Thursday, March 14, 2013

Discovering the Sacred: Sacred Objects, a Post by Nancy L. Agneberg

Recently, I met a woman who had moved with her husband from a five bedroom home to a 750 square foot condo. Let that image sink in. She assured me that they had not led a spartan lifestyle. A great deal of stuff had to go, and the process (Note the word "process.") was not always easy and involved negotiating and decision-making and some grieving. Her husband had a harder time with the process, and she admitted there are still things languishing in a rented storage compartment, but the result for her is FREEDOM. She feels free. 
     Almost everyone I know in the 60-70 age range talks about simplifying their lives, and what is meant most often is "getting rid of our stuff." It is a common topic of conversation, but is often more talk than practice. One dear friend, however, methodically and on an ongoing basis since her retirement, has been relieving herself of much of what she has collected and loved over the years, and while it has not been easy, I know she feels lighter and clearer. 
     When we put our house on the market, we went through a "staging" process, which now is something that is almost a real estate law. Even though a house is almost the most personal evidence of whom one is, the idea is to remove your own personality and create a stage set anyone could adopt. "Staging," however, is not the same as "simplifying." It seems to me that "simplifying," is more of a permanent decision, a way of adopting and adapting to a different chapter in our lives. Simplifying is something I do for myself, and staging is for the benefit of others. That being said, I don't miss most of what we have eliminated from our current living space--much of what is now in our own rented storage compartment. 
     I yearn for the next stage--moving into a much smaller house. I am ready to make clear decisions of what stays and what goes. I want to know which of our possessions will make the cut and will create a sense of home in our next living space. What I am striving for is a place where care of possessions and home doesn't bypass the pleasure. I believe that is possible. 
     One of my favorite books on organization is Organize for a Fresh Start, Embrace Your Next Chapter in Life by Susan Fay West. One of the author's key questions is, "Does an item make my house feel more like a home?" This morning I considered this question as I packed a number of favorite items gathered on the bookshelves in my office. I altered the question slightly. Do these things add to the sacredness of the house and aid me in living a more sacred life? Will they live in the next house? They have been favorite things, but are they sacred objects? 
    What is a sacred object? Here's one way to think about it, according to Jean Shinoda Bolen in Close to the Bone, Life-Threatening Illness as a Sacred Journey: "Whenever we are in love with what we are doing or who we are with, whenever we are totally absorbed, engaged, and fascinated, we are in Kairos." Without getting into an involved analysis of "kairos," I think of it as a time when something special happens or is possible, and for me one time when I experience kairos is when I am fully engaged with a sacred object
     The sacred objects in my life right now include my laptop, my journal, the books I am currently reading, and a fountain pen Bruce gave me years ago, which I use when writing letters and in my journal. I suppose I could classify these objects as simple tools or even as pleasures or luxuries in my life, but when I approach them as a way to know my essence, when I see them as spiritual tools, they become sacred objects. When I use them as spiritual tools, I am fully engaged in reflection, in discovery, in connection. Use of these sacred objects takes me deeper. 

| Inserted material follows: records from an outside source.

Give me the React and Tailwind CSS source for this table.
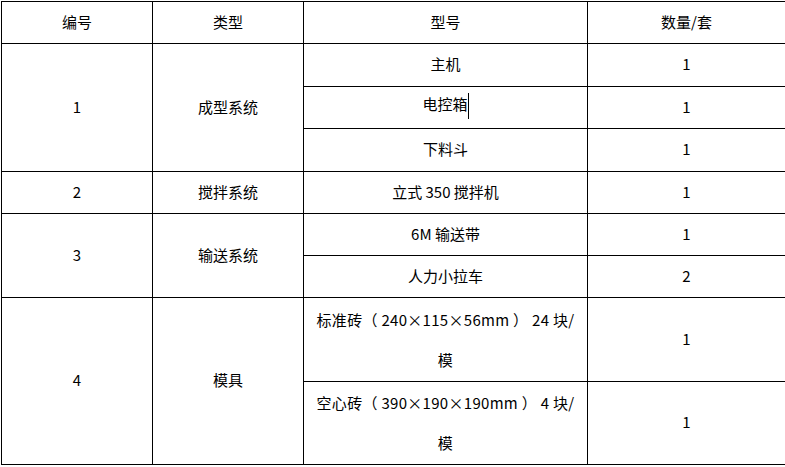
const FONT = { fontFamily: '"Noto Sans CJK SC", "Liberation Sans", sans-serif' };

function Cell({ children, className = 'pb-[3px]', ...rest }) {
  return (
    <td className={`border border-black p-0 text-center align-middle ${className}`} {...rest}>
      {children}
    </td>
  );
}

export default function App() {
  return (
    <div className="w-[785px] h-[467px] bg-white pl-px pt-px" style={FONT}>
      <table className="border-collapse table-fixed w-[784px] text-[15px] text-black leading-none">
        <colgroup>
          <col className="w-[151px]" />
          <col className="w-[151px]" />
          <col className="w-[284px]" />
          <col className="w-[198px]" />
        </colgroup>
        <tbody>
          <tr className="h-[42px]">
            <Cell>编号</Cell>
            <Cell>类型</Cell>
            <Cell>型号</Cell>
            <Cell>数量/套</Cell>
          </tr>
          <tr className="h-[43px]">
            <Cell rowSpan={3}>1</Cell>
            <Cell rowSpan={3}>成型系统</Cell>
            <Cell>主机</Cell>
            <Cell>1</Cell>
          </tr>
          <tr className="h-[42px]">
            <Cell>
              电控箱
              <span className="inline-block w-px h-[26px] bg-black align-middle" />
            </Cell>
            <Cell>1</Cell>
          </tr>
          <tr className="h-[43px]">
            <Cell>下料斗</Cell>
            <Cell>1</Cell>
          </tr>
          <tr className="h-[42px]">
            <Cell>2</Cell>
            <Cell>搅拌系统</Cell>
            <Cell>立式 350 搅拌机</Cell>
            <Cell>1</Cell>
          </tr>
          <tr className="h-[42px]">
            <Cell rowSpan={2}>3</Cell>
            <Cell rowSpan={2}>输送系统</Cell>
            <Cell>6M 输送带</Cell>
            <Cell>1</Cell>
          </tr>
          <tr className="h-[42px]">
            <Cell>人力小拉车</Cell>
            <Cell>2</Cell>
          </tr>
          <tr className="h-[84px]">
            <Cell rowSpan={2}>4</Cell>
            <Cell rowSpan={2}>模具</Cell>
            <Cell className="pb-0 leading-[40px] tracking-[0.3px]">
              <div>标准砖（ 240×115×56mm ） 24 块/</div>
              <div>模</div>
            </Cell>
            <Cell>1</Cell>
          </tr>
          <tr className="h-[83px]">
            <Cell className="pb-0 leading-[40px] tracking-[0.3px]">
              <div>空心砖（ 390×190×190mm ） 4 块/</div>
              <div>模</div>
            </Cell>
            <Cell>1</Cell>
          </tr>
        </tbody>
      </table>
    </div>
  );
}
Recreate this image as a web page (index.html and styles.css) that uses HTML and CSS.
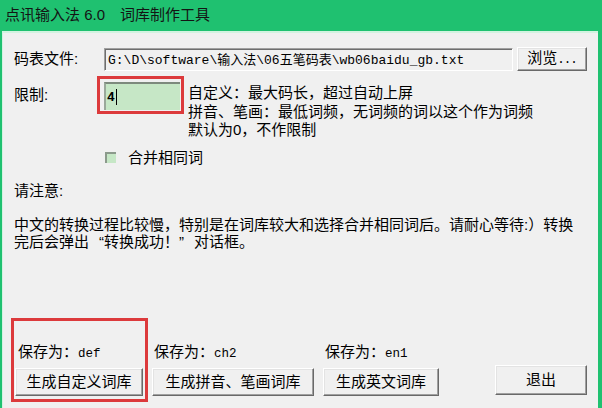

    "Pausing often helps us to remember and value our ability to choose. Doing so with awareness, remembering to ask, "What's enough here and now? takes us deeper. We will find ourselves ripening into another way of being. It happens as silently and as slowly as as an apple turning red." Inviting Silence, Universal Principles of Meditation by Gunilla Norris 

    The good news is that these beloved sacred objects travel easily and will fit into whatever space I inhabit.
     What are the sacred objects in your life? How are you simplifying your life and in what ways is doing that a spiritual practice for you?